[v3,24/33] ns: Generate user_ns tree

Submitted by Kirill Tkhai on Feb. 16, 2017, 12:10 p.m.

Details

Message ID 148724700714.22444.598450343202362874.stgit@localhost.localdomain
State New
Series "Nested user namespaces support"
Headers show

Commit Message

Kirill Tkhai Feb. 16, 2017, 12:10 p.m.
Create user namespaces hierarhy from criu main task.
Open ns'es fds, so they are seen for everybody in
fdstore.

Why we do it this way.
1)User namespaces are not correlated with task
hierarhy. Parent task may have a user namespace
of a level bigger, that a child task. So, we
can't restore the user namespaces just by
passing CLONE_NEWUSER in fork_with_pid().

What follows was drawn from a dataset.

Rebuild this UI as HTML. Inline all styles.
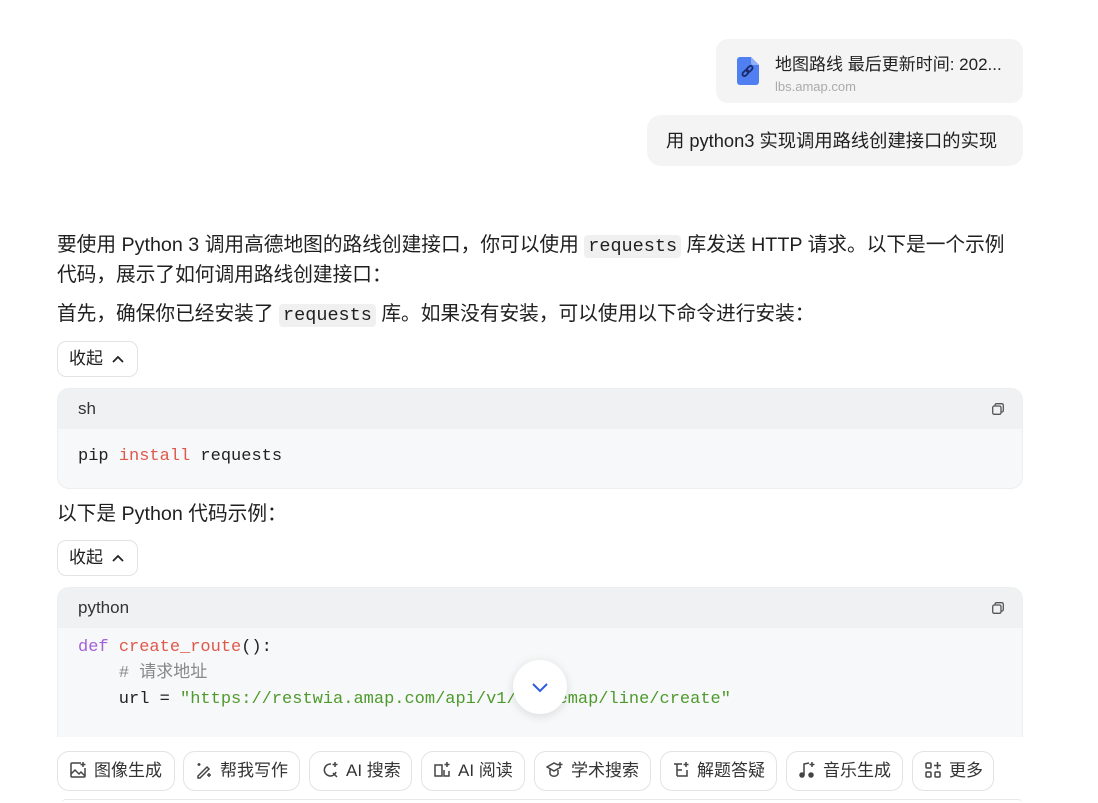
<!DOCTYPE html>
<html><head><meta charset="utf-8"><style>
*{box-sizing:border-box;margin:0;padding:0}
body{width:1098px;height:803px;overflow:hidden;background:#fff;font-family:"Liberation Sans","Noto Sans CJK SC",sans-serif;color:#1f1f1f;position:relative}
.abs{position:absolute}
.card{left:716px;top:39px;width:307px;height:64px;background:#f4f4f5;border-radius:12px}
.bubble{left:647px;top:115px;width:376px;height:51px;background:#f4f4f5;border-radius:14px;font-size:18.3px;line-height:51px;padding-left:19px;white-space:nowrap}
.p{left:57px;font-size:19.7px;line-height:29px;width:960px}
code{font-family:"Liberation Mono",monospace;background:#f0f0f1;border-radius:4px;padding:1px 4px;font-size:18.5px}
.btn{left:57px;width:81px;height:36px;border:1px solid #e3e3e3;border-radius:9px;font-size:17px;line-height:34px;padding-left:11px}
.code{left:57px;width:966px;border-radius:12px;background:#f7f8f9;border:1px solid #eceef0;overflow:hidden}
.hd{height:40px;background:#f0f1f2;font-size:17px;line-height:40px;padding-left:20px;color:#333;position:relative}
.cp{position:absolute;right:18px;top:14px;width:12px;height:12px}
pre{font-family:"Liberation Mono",monospace;font-size:17px;line-height:26px;padding-left:20px;color:#222}
.tb{top:751px;height:40px;border:1px solid #e3e3e3;border-radius:12px;font-size:17px;line-height:38px;padding-left:11px;color:#333;white-space:nowrap}
.tb svg{vertical-align:-3px;margin-right:7px}
</style></head><body>
<div class="abs card">
 <svg class="abs" style="left:21px;top:18px" width="22" height="28" viewBox="0 0 22 28"><path d="M3 0h11l8 8v17a3 3 0 0 1-3 3H3a3 3 0 0 1-3-3V3a3 3 0 0 1 3-3z" fill="#4f7ff0"/><path d="M14 0v6a2 2 0 0 0 2 2h6z" fill="#8fb0f7"/><g stroke="#1b2a6b" stroke-width="1.8" fill="none"><rect x="5" y="14" width="7" height="4" rx="2" transform="rotate(-45 8.5 16)"/><rect x="9" y="10" width="7" height="4" rx="2" transform="rotate(-45 12.5 12)"/></g></svg>
 <div class="abs" style="left:59px;top:11px;font-size:17px;color:#222;white-space:nowrap">地图路线 最后更新时间: 202...</div>
 <div class="abs" style="left:59px;top:40px;font-size:13px;color:#aaa">lbs.amap.com</div>
</div>
<div class="abs bubble">用 python3 实现调用路线创建接口的实现</div>
<div class="abs p" style="top:231px">要使用 Python 3 调用高德地图的路线创建接口，你可以使用 <code>requests</code> 库发送 HTTP 请求。以下是一个示例代码，展示了如何调用路线创建接口：</div>
<div class="abs p" style="top:300px">首先，确保你已经安装了 <code>requests</code> 库。如果没有安装，可以使用以下命令进行安装：</div>
<div class="abs btn" style="top:341px">收起 <svg width="14" height="10" viewBox="0 0 14 10" style="margin-left:3px"><path d="M2 8l5-5 5 5" stroke="#222" stroke-width="1.8" fill="none"/></svg></div>
<div class="abs code" style="top:388px;height:101px">
 <div class="hd">sh<svg class="cp" viewBox="0 0 12 12"><rect x="3" y="0.7" width="8.3" height="8.3" rx="1.5" fill="none" stroke="#555" stroke-width="1.3"/><rect x="0.7" y="3" width="8.3" height="8.3" rx="1.5" fill="#f0f1f2" stroke="#555" stroke-width="1.3"/></svg></div>
 <pre style="padding-top:15px">pip <span style="color:#e0584b">install</span> requests</pre>
</div>
<div class="abs p" style="top:500px">以下是 Python 代码示例：</div>
<div class="abs btn" style="top:540px">收起 <svg width="14" height="10" viewBox="0 0 14 10" style="margin-left:3px"><path d="M2 8l5-5 5 5" stroke="#222" stroke-width="1.8" fill="none"/></svg></div>
<div class="abs code" style="top:587px;height:160px;border-bottom:none;border-radius:12px 12px 0 0">
 <div class="hd">python<svg class="cp" viewBox="0 0 12 12"><rect x="3" y="0.7" width="8.3" height="8.3" rx="1.5" fill="none" stroke="#555" stroke-width="1.3"/><rect x="0.7" y="3" width="8.3" height="8.3" rx="1.5" fill="#f0f1f2" stroke="#555" stroke-width="1.3"/></svg></div>
 <pre style="padding-top:7px"><span style="color:#a361d8">def</span> <span style="color:#e0584b">create_route</span>():
    <span style="color:#888"># 请求地址</span>
    url = <span style="color:#4f9a2c">"https://restwia.amap.com/api/v1/routemap/line/create"</span></pre>
</div>
<div class="abs" style="left:0;top:737px;width:1098px;height:66px;background:#fff"></div>
<div class="abs" style="left:513px;top:660px;width:54px;height:54px;border-radius:50%;background:#fff;box-shadow:0 2px 10px rgba(0,0,0,.12)"><svg class="abs" style="left:18px;top:21px" width="18" height="12" viewBox="0 0 18 12"><path d="M2 3l7 7 7-7" stroke="#2d5be3" stroke-width="2" fill="none"/></svg></div>
<div class="abs tb" style="left:57px;width:118px"><svg width="18" height="18" viewBox="0 0 18 18" fill="none" stroke="#444" stroke-width="1.5"><path d="M12 2H3a1 1 0 0 0-1 1v12a1 1 0 0 0 1 1h12a1 1 0 0 0 1-1V7"/><path d="M2 13l4-4 4 4 2-2 4 4"/><path d="M14 1v5M11.5 3.5h5"/></svg>图像生成</div>
<div class="abs tb" style="left:183px;width:117px"><svg width="18" height="18" viewBox="0 0 18 18" fill="none" stroke="#444" stroke-width="1.5"><path d="M3 15l9-9 2 2-9 9H3z"/><path d="M4 2v3M2.5 3.5h3M14 12v4M12 14h4"/></svg>帮我写作</div>
<div class="abs tb" style="left:309px;width:103px"><svg width="18" height="18" viewBox="0 0 18 18" fill="none" stroke="#444" stroke-width="1.5"><path d="M10 3a6 6 0 1 0 5 8"/><path d="M12 12l4 4M14 1v5M11.5 3.5h5"/></svg>AI 搜索</div>
<div class="abs tb" style="left:421px;width:104px"><svg width="18" height="18" viewBox="0 0 18 18" fill="none" stroke="#444" stroke-width="1.5"><path d="M9 5v10M2 4h7v11H2zM11 9v6h5V10"/><path d="M14 1v5M11.5 3.5h5"/></svg>AI 阅读</div>
<div class="abs tb" style="left:534px;width:117px"><svg width="18" height="18" viewBox="0 0 18 18" fill="none" stroke="#444" stroke-width="1.5"><path d="M12 4L8 2 1 6l7 4 7-4"/><path d="M4 8v5c2 3 6 3 8 0V9"/><path d="M14 1v5M11.5 3.5h5"/></svg>学术搜索</div>
<div class="abs tb" style="left:660px;width:117px"><svg width="18" height="18" viewBox="0 0 18 18" fill="none" stroke="#444" stroke-width="1.5"><path d="M2 3h8M5 3v12M5 9h5M5 15h10V9"/><path d="M14 1v5M11.5 3.5h5"/></svg>解题答疑</div>
<div class="abs tb" style="left:786px;width:117px"><svg width="18" height="18" viewBox="0 0 18 18" fill="none" stroke="#444" stroke-width="1.5"><path d="M6 14V3l5-1"/><circle cx="4" cy="14" r="2" fill="#444"/><circle cx="13" cy="14" r="2" fill="#444"/><path d="M14 1v5M11.5 3.5h5"/></svg>音乐生成</div>
<div class="abs tb" style="left:912px;width:82px"><svg width="18" height="18" viewBox="0 0 18 18" fill="none" stroke="#444" stroke-width="1.5"><rect x="2" y="2" width="5" height="5" rx="1"/><rect x="2" y="11" width="5" height="5" rx="1"/><rect x="11" y="11" width="5" height="5" rx="1"/><path d="M13.5 1v7M10 4.5h7"/></svg>更多</div>
<div class="abs" style="left:62px;top:799px;width:960px;height:4px;border-top:1px solid #e8e8e8;border-radius:10px 10px 0 0"></div>
</body></html>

2)CLONE_FS tasks will require user_ns is set at the
moment of clone(), so we have to restore target user_ns
in locality of create_children_and_session() in this case.

v3: Check for WIFEXITED(). Aligned stack.
    Use fdstore to keep ns fd.
    Create tree from root_item.

Signed-off-by: Kirill Tkhai <ktkhai@virtuozzo.com>
---
 criu/include/namespaces.h |    1 
 criu/namespaces.c         |  102 +++++++++++++++++++++++++++++++++++++++++++++
 criu/pstree.c             |    6 ++-
 3 files changed, 107 insertions(+), 2 deletions(-)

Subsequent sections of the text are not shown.